We are now almost at the end of our first week in China — hard to believe! On Tuesday, we went out to the Summer Palace, a huge complex just ouside the city that the royal family would retreat to during the oppressive summer heat in Beijing. Built around a lake, it includes beautiful temples, a three-tiered theater, and the “Long Corridor” which follows the edge of the lake for quite a long ways. There is also a large Stone Boat built out into the lake that the dowager emperess Cixi built in the 19th century with funds diverted from the Royal Navy. She pointed out that she had used the funds as they were intended since she had indeed built a boat! Of course our trip would not have been complete without a paddle boat trip out into the lake and around the island where Cixi exiled various people to that she didn’t like (including her son).
We took the bus back into town and saw a lot of the city that way, and then spent some time wandering around a little local neighborhood. We ended up in a local “fitness park”. These appear to be very popular around Beijing and they have a fair amout of simple, outdoor exercise equipment where both old and young strut their stuff while kids play nearby and families walk through the park or sit and watch.
On Thursday we entered major shopping territory in the form of a five-story market with literally hundreds of stalls where you could buy pretty much everything and anything that you might want. It is interesting that, while there is certainly a lot of tourist stuff to be had, there were a fair number of locals looking for clothing, shoes, backpacks, etc. Vanessa’s true skills not only as a Chinses speaker but as a negotiator came to the fore here. Everthing is up for haggling (to a point) and several times we played the ultimate card of walking away only to hear the cries of “OK, OK, your price, your price,” pulling us back.
In the evening we met up with some of Vanessa’s other friends who live here in China and went to a wonderful meal of Peking Duck (cooked whole and carved at our table), as well as various other dishes including sesame chicken, ribs, noodles with bean curd, and spicy tofu. Laura and I have both commented that it will be very hard to eat Chinese food in the States again after this sort of thing!
Today was our trip to the Great Wall. We went to a bit that was about a 90 minute drive from the city called Mutianyu. We hired a driver that our host’s Ai (sort of like a maid) knows named Mr. Lee. He was great — around our age, and we clearly had a lot in common with him. Even though he did not speak English, Vanessa talked with him for most of the trip up and back. He also got us a good deal on food at the Wall so we did not have to pay tourist prices from the street vendors!
The Wall itself is spectacular. There is really no way to describe it other than that. We did a fair bit of walking, though was quite hot and sunny today (about 90 degrees) so we did not venture far. Since the Wall follows the contours of the land it has quite a lot of up and down steps to climb no matter which direction you go. Perhaps the most amusing part was that there is a sort of “tobbogan” run to get back down — think of a bobsled and you get the idea. Quite fun! More news to come.

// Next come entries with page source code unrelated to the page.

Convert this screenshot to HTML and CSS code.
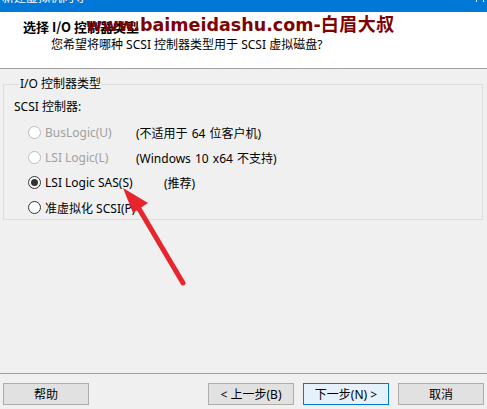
FILE: index.html
```html
<!DOCTYPE html>
<html lang="zh">
<head>
<meta charset="utf-8">
<title>新建虚拟机向导</title>
<link rel="stylesheet" href="styles.css">
</head>
<body>
<div class="window">
  <div class="titlebar"><span class="title-text">新建虚拟机向导</span><span class="close-mark"></span></div>
  <div class="header">
    <div class="h-title">选择 I/O 控制器类型</div>
    <div class="h-sub">您希望将哪种 SCSI 控制器类型用于 SCSI 虚拟磁盘?</div>
    <div class="watermark">www.baimeidashu.com-<span class="wm-cn">白眉大叔</span></div>
  </div>
  <div class="main">
    <fieldset class="group">
      <legend>I/O 控制器类型</legend>
      <div class="sub-label">SCSI 控制器:</div>
      <div class="options">
        <div class="opt disabled"><span class="radio"></span><span>BusLogic(U)</span></div>
        <div class="note">(不适用于 64 位客户机)</div>
        <div class="opt disabled"><span class="radio"></span><span>LSI Logic(L)</span></div>
        <div class="note">(Windows 10 x64 不支持)</div>
        <div class="opt"><span class="radio checked"></span><span>LSI Logic SAS(S)</span></div>
        <div class="note note-rec">(推荐)</div>
        <div class="opt"><span class="radio"></span><span>准虚拟化 SCSI(P)</span></div>
        <div class="note"></div>
      </div>
    </fieldset>
    <svg class="arrow" width="80" height="110" viewBox="0 0 80 110">
      <line x1="65" y1="100" x2="20" y2="24" stroke="#e8242c" stroke-width="5" stroke-linecap="round"/>
      <polygon points="5,5 30,20 15,30" fill="#e8242c"/>
    </svg>
  </div>
  <div class="footer">
    <button class="btn">帮助</button>
    <div class="spacer"></div>
    <button class="btn">&lt; 上一步(B)</button>
    <button class="btn default">下一步(N) &gt;</button>
    <button class="btn">取消</button>
  </div>
</div>
</body>
</html>
```
FILE: styles.css
```css
html, body {
  margin: 0;
  padding: 0;
}
body {
  background: #f0f0f0;
  font-family: "Noto Sans", "Noto Sans CJK SC", sans-serif;
  font-size: 12px;
  color: #000;
}
.window {
  width: 487px;
  height: 409px;
  display: flex;
  flex-direction: column;
  position: relative;
  overflow: hidden;
}
.titlebar {
  height: 12px;
  background: #0078d7;
  overflow: hidden;
  position: relative;
  flex: none;
}
.title-text {
  display: block;
  color: #fff;
  font-size: 12px;
  line-height: 12px;
  margin-top: -8px;
  margin-left: 2px;
}
.close-mark {
  position: absolute;
  right: 3px;
  top: 0;
  width: 6px;
  height: 2px;
  border-left: 1px solid #fff;
  border-right: 1px solid #fff;
}
.header {
  height: 56px;
  background: #fff;
  border-bottom: 1px solid #a0a0a0;
  position: relative;
  flex: none;
}
.h-title {
  font-weight: bold;
  font-size: 13px;
  line-height: 16px;
  padding: 7px 0 0 23px;
  font-family: "Noto Sans CJK SC", "Liberation Serif", serif;
}
.h-sub {
  line-height: 16px;
  padding: 2px 0 0 51px;
}
.watermark {
  position: absolute;
  left: 86px;
  top: -1px;
  font-family: "DejaVu Sans", sans-serif;
  font-weight: bold;
  font-size: 17.5px;
  line-height: 24px;
  color: #7d0202;
  white-space: nowrap;
}
.wm-cn {
  font-family: "Noto Sans CJK SC", sans-serif;
  font-size: 18px;
  letter-spacing: 0.5px;
}
.main {
  flex: 1;
  position: relative;
}
.group {
  margin: 7px 4px 0 3px;
  padding: 7px 0 4px 9px;
  border: 1px solid #dcdcdc;
  height: 144px;
  box-sizing: border-box;
  min-width: 0;
}
.group legend {
  padding: 0 1px;
  margin-left: 6px;
  line-height: 16px;
}
.sub-label {
  line-height: 16px;
  margin-left: 1px;
}
.options {
  display: grid;
  grid-template-columns: 108px auto;
  grid-auto-rows: 25px;
  margin-top: 5px;
  margin-left: 15px;
  align-items: center;
}
.opt {
  display: flex;
  align-items: center;
  gap: 4px;
}
.opt.disabled {
  color: #a0a0a0;
}
.note {
  word-spacing: 1px;
}
.radio {
  width: 11px;
  height: 11px;
  border: 1px solid #333;
  border-radius: 50%;
  background: #fff;
  display: inline-block;
  position: relative;
  flex: none;
}
.opt.disabled .radio {
  border-color: #bcbcbc;
}
.radio.checked::after {
  content: "";
  position: absolute;
  left: 2px;
  top: 2px;
  width: 7px;
  height: 7px;
  border-radius: 50%;
  background: #333;
}
.note-rec {
  margin-left: 28px;
}
.arrow {
  position: absolute;
  left: 118px;
  top: 114px;
}
.footer {
  flex: none;
  border-top: 1px solid #a0a0a0;
  display: flex;
  padding: 9px 3px 4px 3px;
  gap: 9px;
}
.spacer {
  flex: 1;
}
.btn {
  width: 86px;
  height: 22px;
  background: #e1e1e1;
  border: 1px solid #adadad;
  font-family: "Noto Sans", "Noto Sans CJK SC", sans-serif;
  font-size: 12px;
  color: #000;
  padding: 0;
  margin: 0;
}
.btn.default {
  background: #e5f1fb;
  border-color: #0078d7;
}
```
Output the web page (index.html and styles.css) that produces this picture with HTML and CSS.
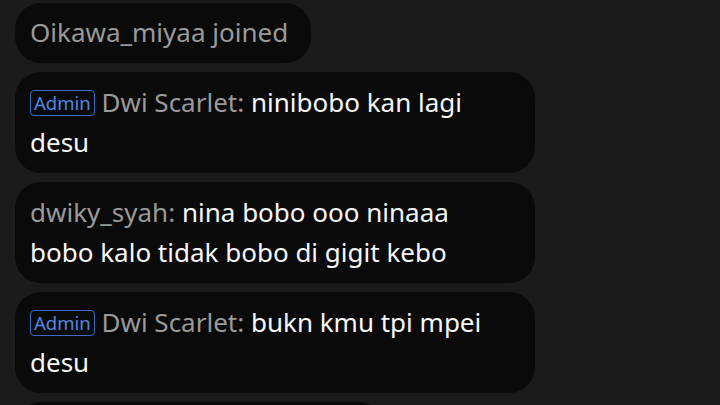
FILE: index.html
```html
<!DOCTYPE html>
<html>
<head>
<meta charset="utf-8">
<link rel="stylesheet" href="styles.css">
</head>
<body>
<div class="chat">
  <div class="bubble system"><span class="name">Oikawa_miyaa joined</span></div>
  <div class="bubble"><span class="badge">Admin</span> <span class="name">Dwi Scarlet:</span> <span class="msg">ninibobo kan lagi desu</span></div>
  <div class="bubble"><span class="name">dwiky_syah:</span> <span class="msg">nina bobo ooo ninaaa bobo kalo tidak bobo di gigit kebo</span></div>
  <div class="bubble"><span class="badge">Admin</span> <span class="name">Dwi Scarlet:</span> <span class="msg">bukn kmu tpi mpei desu</span></div>
  <div class="bubble partial"></div>
</div>
</body>
</html>
```
FILE: styles.css
```css
html, body {
  margin: 0;
  padding: 0;
  background: #1b1b1b;
  height: 405px;
  overflow: hidden;
}
.chat {
  display: flex;
  flex-direction: column;
  align-items: flex-start;
  gap: 9px;
  padding: 3px 0 0 15px;
}
.bubble {
  background: #0a0a0a;
  border-radius: 26px;
  padding: 10px 35px 11px 15px;
  max-width: 470px;
  font-family: "Noto Sans", "Open Sans", sans-serif;
  font-size: 26px;
  line-height: 40px;
  color: #f2f2f2;
}
.system {
  padding: 9px 23px 11px 15px;
}
.name {
  color: #9a9a9a;
}
.msg {
  color: #f7f7f7;
}
.badge {
  display: inline-block;
  font-size: 18.5px;
  line-height: 24px;
  padding: 0 3px;
  color: #5088e6;
  border: 1.5px solid #3d6bc0;
  border-radius: 4px;
  vertical-align: 2px;
}
.partial {
  width: 320px;
  height: 60px;
}
```
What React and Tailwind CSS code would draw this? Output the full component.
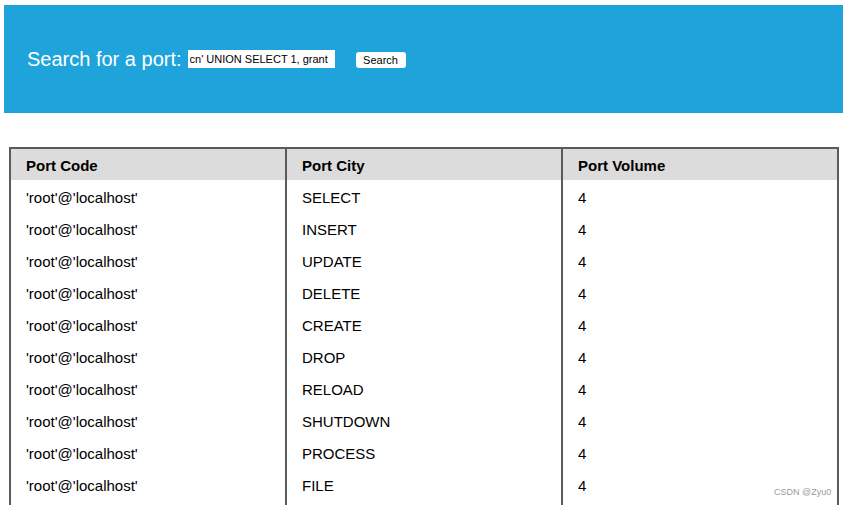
const privs = [
  "SELECT",
  "INSERT",
  "UPDATE",
  "DELETE",
  "CREATE",
  "DROP",
  "RELOAD",
  "SHUTDOWN",
  "PROCESS",
  "FILE",
  "REFERENCES",
  "INDEX",
]

const App = () => {
  return (
    <div className="relative h-[505px] overflow-hidden bg-white font-['Liberation_Sans',Arial,sans-serif] text-black">
      <div className="ml-[4px] mr-[2px] mt-[5px] flex h-[108px] items-center bg-[#1ea4db] pl-[23px]">
        <span className="text-[20px] text-white">Search for a port:</span>
        <input
          type="text"
          readOnly
          value="cn' UNION SELECT 1, grant"
          className="ml-[6px] h-[18px] w-[147px] bg-white px-[2px] text-[11px] text-black outline-none"
        />
        <button className="ml-[21px] mt-[2px] h-[16px] w-[50px] rounded-[3px] bg-white text-[11px] leading-[16px] text-black">
          Search
        </button>
      </div>

      <table className="ml-[9px] mt-[34px] w-[830px] table-fixed border-collapse border-2 border-[#5a5a5a] text-[15px]">
        <thead>
          <tr className="h-[32px] bg-[#dcdcdc] text-left">
            <th className="px-[15px] pt-[4px] font-bold">Port Code</th>
            <th className="border-l-2 border-[#5a5a5a] px-[15px] pt-[4px] font-bold">Port City</th>
            <th className="border-l-2 border-[#5a5a5a] px-[15px] pt-[4px] font-bold">Port Volume</th>
          </tr>
        </thead>
        <tbody>
          {privs.map((p) => (
            <tr key={p} className="h-[32px]">
              <td className="px-[15px] pt-[4px]">'root'@'localhost'</td>
              <td className="border-l-2 border-[#5a5a5a] px-[15px] pt-[4px]">{p}</td>
              <td className="border-l-2 border-[#5a5a5a] px-[15px] pt-[4px]">4</td>
            </tr>
          ))}
        </tbody>
      </table>

      <span className="absolute left-[774px] top-[486px] text-[9px] text-[#9a9a9a]">CSDN @Zyu0</span>
    </div>
  )
}

export default App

Laura (my sister) and I arrived in China yesterday after our flight was delayed by 24 hours. When we did get to the airport on Sunday we discovered that even though our flight was cancelled due to the “hurricane”, ours was the only flight that was cancelled, and even our new flight was not full! We have a pretty good feeling that United simply used the excuse of the hurricane to cancel a fairly empty flight. Thirteen hours is a fairly long flight in any case.
Vanessa (my friend and most excellent translator) met us at the airport, which was beautiful and perhaps the most efficient customs and immigration procedure that I have ever been through. We got to Vanessa’s friend’s apartment, dropped off our luggage, and headed to Tian’anmen Square to start the day. We walked though a few neighborhoods nearby and then went to a bar on the river that Vanessa’s friend owns. A bit of food and drink there was the best way to end our first day.

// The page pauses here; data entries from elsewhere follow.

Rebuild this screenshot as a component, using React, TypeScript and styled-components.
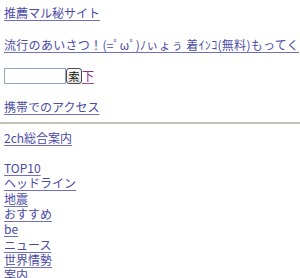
import styled, { createGlobalStyle } from "styled-components";

const GlobalStyle = createGlobalStyle`
    html, body {
        margin: 0;
        padding: 0;
        background: #fff;
        overflow: hidden;
    }
`;

const Page = styled.div`
    padding: 5px 4px 0;
    font-family: "Noto Sans CJK JP", "Noto Sans", sans-serif;
    font-size: 12px;
    line-height: 15.3px;
    color: #4b4ba6;
    white-space: nowrap;
`;

const Line = styled.div<{ $gap?: number; $spread?: boolean }>`
    height: 15.3px;
    margin-bottom: ${(p) => p.$gap ?? 0}px;
    letter-spacing: ${(p) => (p.$spread ? "0.3px" : "normal")};
`;

const Link = styled.a<{ $visited?: boolean }>`
    color: ${(p) => (p.$visited ? "#8b2d8b" : "#4b4ba6")};
    text-decoration: underline;
    text-underline-offset: 2px;
    text-decoration-color: ${(p) => (p.$visited ? "#9a4c9a" : "#7070c0")};
`;

const SearchRow = styled.form`
    display: flex;
    align-items: center;
    height: 16px;
    margin: 0 0 15px;
`;

const SearchInput = styled.input`
    box-sizing: border-box;
    width: 62px;
    height: 16px;
    margin: 0;
    padding: 0 2px;
    border: 1px solid #8ea6c4;
    background: #fff;
    outline: none;
`;

const SearchButton = styled.button`
    box-sizing: border-box;
    width: 16px;
    height: 16px;
    margin: 0;
    padding: 0;
    border: 1px solid #4a4a5a;
    border-radius: 3px;
    background: linear-gradient(#fafaf6, #e4e2d8);
    font-family: "Noto Sans CJK JP", sans-serif;
    font-size: 11px;
    line-height: 14px;
    color: #111;
`;

const Rule = styled.hr`
    height: 2px;
    margin: 8px -4px 6px;
    border: none;
    background: #c3c1b6;
`;

const menu = ["TOP10", "ヘッドライン", "地震", "おすすめ", "be", "ニュース", "世界情勢", "案内"];

export default function App() {
    return (
        <>
            <GlobalStyle />
            <Page>
                <Line $gap={17}>
                    <Link href="#">推薦マル秘サイト</Link>
                </Line>
                <Line $gap={15} $spread>
                    <Link href="#">流行のあいさつ！(=ﾟωﾟ)ﾉぃょぅ 着ｲﾝｺ(無料)もってく</Link>
                </Line>
                <SearchRow onSubmit={(e) => e.preventDefault()}>
                    <SearchInput type="text" />
                    <SearchButton type="submit">索</SearchButton>
                    <Link href="#" $visited>下</Link>
                </SearchRow>
                <Line>
                    <Link href="#">携帯でのアクセス</Link>
                </Line>
                <Rule />
                <Line $gap={15}>
                    <Link href="#">2ch総合案内</Link>
                </Line>
                {menu.map((m) => (
                    <Line key={m}>
                        <Link href="#">{m}</Link>
                    </Line>
                ))}
            </Page>
        </>
    );
}
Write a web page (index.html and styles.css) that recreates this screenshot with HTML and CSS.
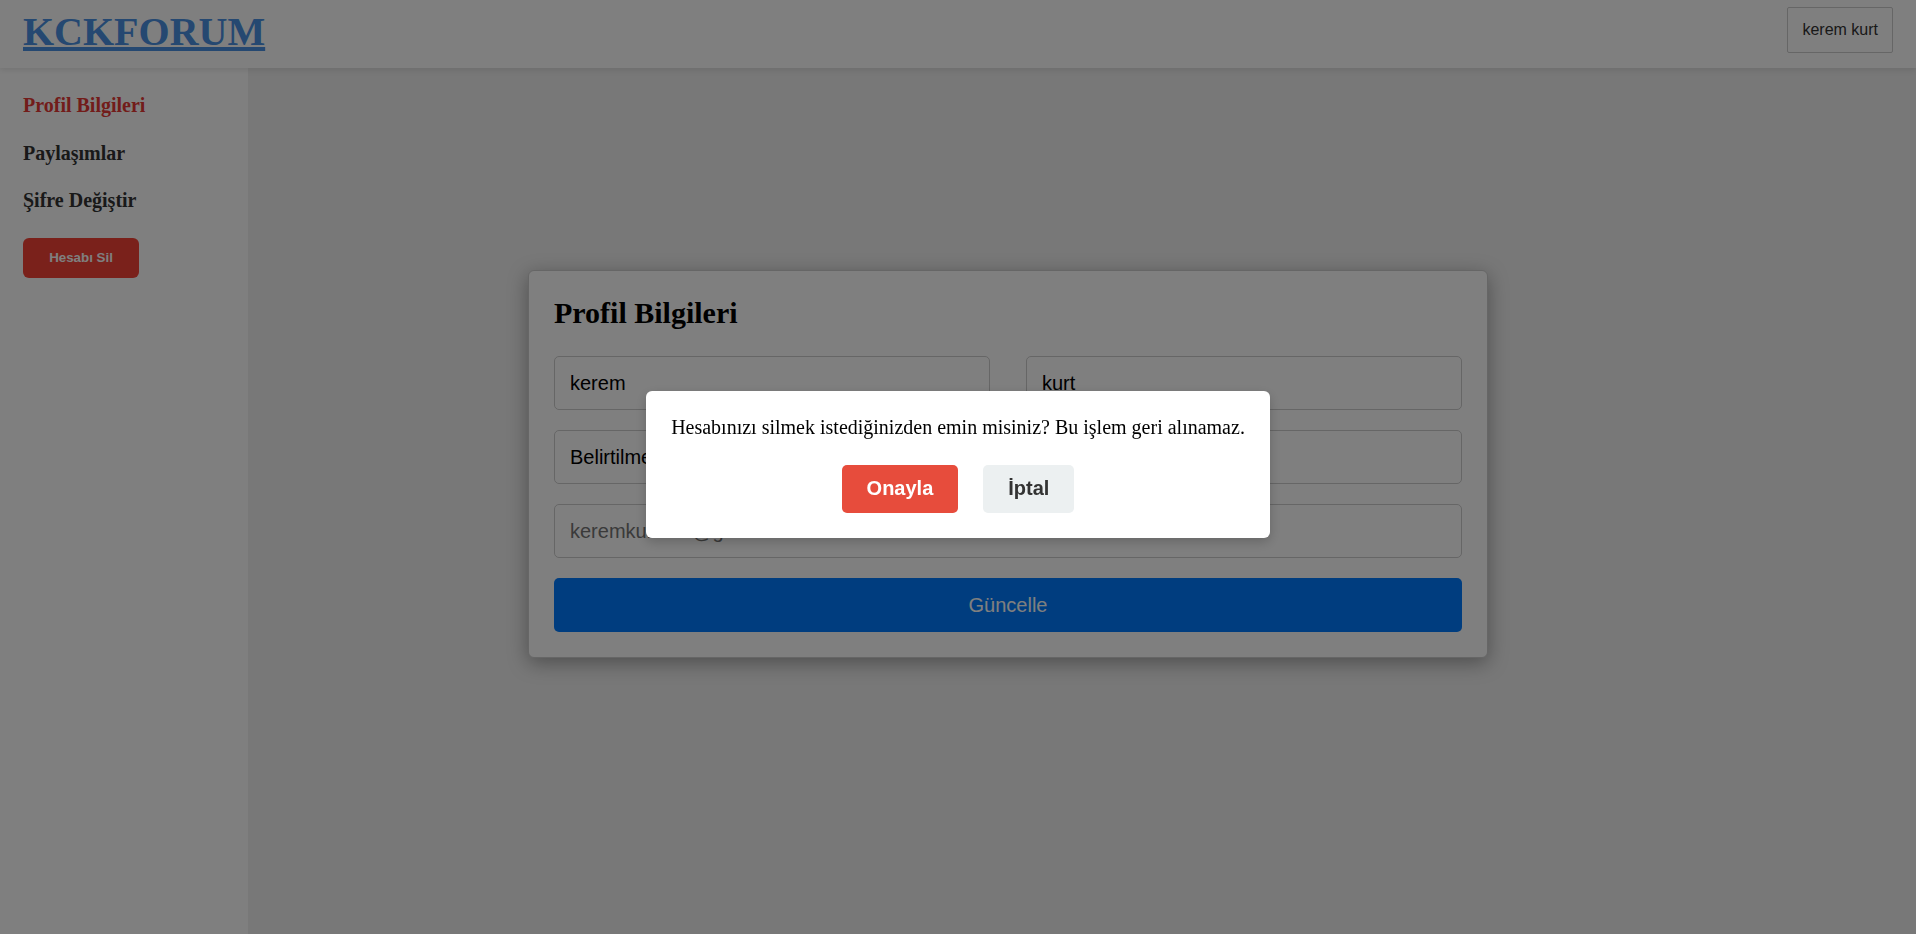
FILE: index.html
```html
<!DOCTYPE html>
<html lang="tr">
<head>
<meta charset="utf-8">
<title>KCKFORUM</title>
<link rel="stylesheet" href="styles.css">
</head>
<body>
<header class="topbar">
  <a class="logo" href="#">KCKFORUM</a>
  <button class="user-btn" type="button">kerem kurt</button>
</header>
<div class="layout">
  <aside class="sidebar">
    <nav class="side-nav">
      <a class="side-link active" href="#">Profil Bilgileri</a>
      <a class="side-link" href="#">Paylaşımlar</a>
      <a class="side-link" href="#">Şifre Değiştir</a>
    </nav>
    <button class="delete-btn" type="button">Hesabı Sil</button>
  </aside>
  <main class="content">
    <section class="card">
      <h2 class="card-title">Profil Bilgileri</h2>
      <form class="profile-form">
        <div class="form-grid">
          <input class="field" type="text" value="kerem">
          <input class="field" type="text" value="kurt">
          <input class="field" type="text" value="Belirtilmemiş">
          <input class="field" type="text" value="">
          <input class="field field-wide" type="email" placeholder="keremkurt200@gmail.com">
        </div>
        <button class="submit-btn" type="button">Güncelle</button>
      </form>
    </section>
  </main>
</div>
<div class="overlay">
  <div class="dialog">
    <p class="dialog-text">Hesabınızı silmek istediğinizden emin misiniz? Bu işlem geri alınamaz.</p>
    <div class="dialog-actions">
      <button class="btn-confirm" type="button">Onayla</button>
      <button class="btn-cancel" type="button">İptal</button>
    </div>
  </div>
</div>
</body>
</html>
```
FILE: styles.css
```css
* {
  box-sizing: border-box;
}

html,
body {
  margin: 0;
  height: 100%;
}

body {
  font-family: "Liberation Serif", "Times New Roman", serif;
  background: #f0f0f0;
  overflow: hidden;
}

.topbar {
  height: 68px;
  background: #fff;
  display: flex;
  align-items: flex-start;
  justify-content: space-between;
  padding: 0 23px;
  box-shadow: 0 2px 6px rgba(0, 0, 0, 0.1);
  position: relative;
  z-index: 1;
}

.logo {
  margin-top: 8px;
  font-size: 40px;
  font-weight: bold;
  color: #4a90e2;
  text-decoration: underline;
}

.user-btn {
  margin-top: 7px;
  height: 46px;
  padding: 0 14px;
  border: 1px solid #ccc;
  border-radius: 2px;
  background: #fff;
  color: #333;
  font-family: "Liberation Sans", Arial, sans-serif;
  font-size: 16px;
}

.layout {
  display: flex;
  height: calc(100% - 68px);
}

.sidebar {
  width: 248px;
  flex: none;
  background: #fff;
  padding: 14px 23px;
}

.side-nav {
  display: flex;
  flex-direction: column;
}

.side-link {
  display: block;
  padding: 12px 0;
  font-size: 20px;
  font-weight: bold;
  line-height: 23.5px;
  color: #333;
  text-decoration: none;
}

.side-link.active {
  color: #e53935;
}

.delete-btn {
  margin-top: 13px;
  width: 116px;
  height: 40px;
  border: none;
  border-radius: 6px;
  background: #f44336;
  color: #fff;
  font-family: "Liberation Sans", Arial, sans-serif;
  font-size: 13.33px;
  font-weight: bold;
}

.content {
  flex: 1;
  padding: 202px 0 0 280px;
}

.card {
  width: 960px;
  background: #fff;
  border: 1px solid #ccc;
  border-radius: 6px;
  padding: 25px;
  box-shadow: 0 5px 20px rgba(0, 0, 0, 0.35);
}

.card-title {
  margin: 0 0 26px;
  font-size: 30px;
  font-weight: bold;
  color: #000;
}

.form-grid {
  display: grid;
  grid-template-columns: 1fr 1fr;
  column-gap: 36px;
  row-gap: 20px;
}

.field {
  height: 54px;
  border: 1px solid #ccc;
  border-radius: 5px;
  padding: 0 15px;
  font-family: "Liberation Sans", Arial, sans-serif;
  font-size: 20px;
  color: #000;
  background: #fff;
}

.field::placeholder {
  color: #757575;
}

.field-wide {
  grid-column: span 2;
}

.submit-btn {
  display: block;
  margin-top: 20px;
  width: 100%;
  height: 54px;
  border: none;
  border-radius: 5px;
  background: #007bff;
  color: #fff;
  font-family: "Liberation Sans", Arial, sans-serif;
  font-size: 20px;
}

.overlay {
  position: fixed;
  inset: 0;
  z-index: 10;
  background: rgba(0, 0, 0, 0.5);
  display: flex;
  align-items: center;
  justify-content: center;
}

.dialog {
  background: #fff;
  border-radius: 6px;
  padding: 25px;
  text-align: center;
  box-shadow: 0 4px 12px rgba(0, 0, 0, 0.2);
  margin-bottom: 6px;
}

.dialog-text {
  margin: 0 0 26px;
  font-size: 20px;
  color: #000;
}

.dialog-actions {
  display: flex;
  justify-content: center;
  gap: 25px;
}

.btn-confirm,
.btn-cancel {
  height: 48px;
  padding: 0 25px;
  border: none;
  border-radius: 5px;
  font-family: "Liberation Sans", Arial, sans-serif;
  font-size: 20px;
  font-weight: bold;
}

.btn-confirm {
  background: #e74c3c;
  color: #fff;
}

.btn-cancel {
  background: #ecf0f1;
  color: #333;
}
```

Today we started the day at the Lama Temple (Yong He Gong) a huge Tibetan Buddhist temple complex in the heart of Beijing. There are dozens of temples there and the group inside was divided pretty equally betewen tourists and worshippers. One of the interesting features is that the worshipping community is actually made up a fair number of young people (those under 30). The most amazing statue was 50′ high Buddha carved from a single piece of wood (in the Guinness Book of World Records!).

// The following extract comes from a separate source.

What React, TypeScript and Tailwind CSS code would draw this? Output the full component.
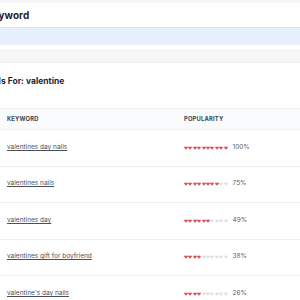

We then went to lunch at a typical local street restaruant where that was pretty local. Vanessa is fluent in Mandarin so we were able to bypass the very basic English menu and sample a fair amount of local cusine. In the afternoon we toured the Forbidden City. This is enormous and contains a huge number of temples, courtyards, gardens, and halls. Twenty-four emperors over a five hundred year period lived there and it was absolutely beautiful and we were only able to see a small piece of it over three hours.
For dinner we went to a “hot pot” style of cuisine which involved cooking meat and vegetables in boiling water at your own table. This was heated by aid of a charcoal burner at the center of the table that had a tray of water around it which you used in a somewhat similar manner to a fondue pot.
We are having a great time here and looking forward to tomorrow!